David suspected he knew the answer but asked anyway. “When was that?”
“I had a talk with Jenny Wallace in her office,” said Cross, “shortly before the Fourth of July holiday. Two or three days before.”
“This past summer?”
“No, a year ago. About eight months after we moved.”
“And what did you say?”
“I told her about all the texts, the phone calls, the e-mails. And that Amanda had shown up at our house that weekend with an overnight bag. Jenny was shocked—she thought the sleepover was planned. She’d brought Amanda to the house on a Friday right after school got out, and picked her up Monday. I didn’t say anything when she picked her up, but that weekend was hell for Maddie.”
He looked at his daughter.
She said, “I realized that Amanda wanted to be just like me. I mean, we always liked the same things, but when I came here, I started doing other things, you know? Like I always liked soccer, but Amanda didn’t so I never played. Here I made my high school team. And then she said she was going to play soccer, too—and I know she hated it. And then we played music, and she’d say she didn’t like something, and then when I said I did, she said she did, too. It was … weird. And sort of creepy.”

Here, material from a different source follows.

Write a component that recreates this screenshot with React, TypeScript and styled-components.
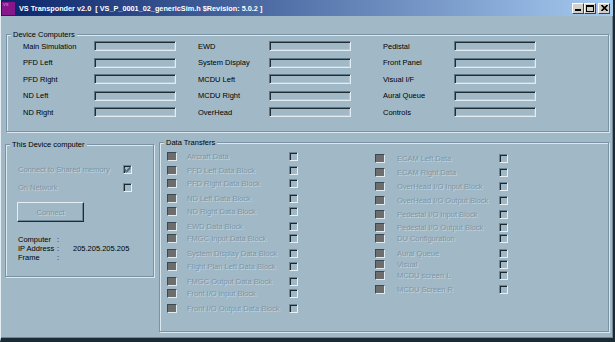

“My other daughter Kristen is the one who told me the truth,” Cross said, “and then I had that talk with Jenny. The night after, Jenny called back and said she’d spoken with Amanda, that she was upset because she didn’t realize she’d done anything wrong, but she understands. And that was the end of it.”
“She never called me again,” Maddie said.
Max sat with Austin on a bench while Grace escorted Jenny down the hall.
“I don’t feel any better,” Austin said.
“You will. Lying only helps in the short term, to keep you out of immediate trouble.”
“I wasn’t trying to protect me.”
“You were protecting Tommy. I understand, but eventually, the truth comes out. It always does.”
“If I never wrote that damn letter for Tommy, none of this would have happened.”
“Maybe. Maybe not. Someone killed your sister.”
“It could have been an accident. If I had told the truth from the beginning, they wouldn’t have thought she was murdered by anyone.”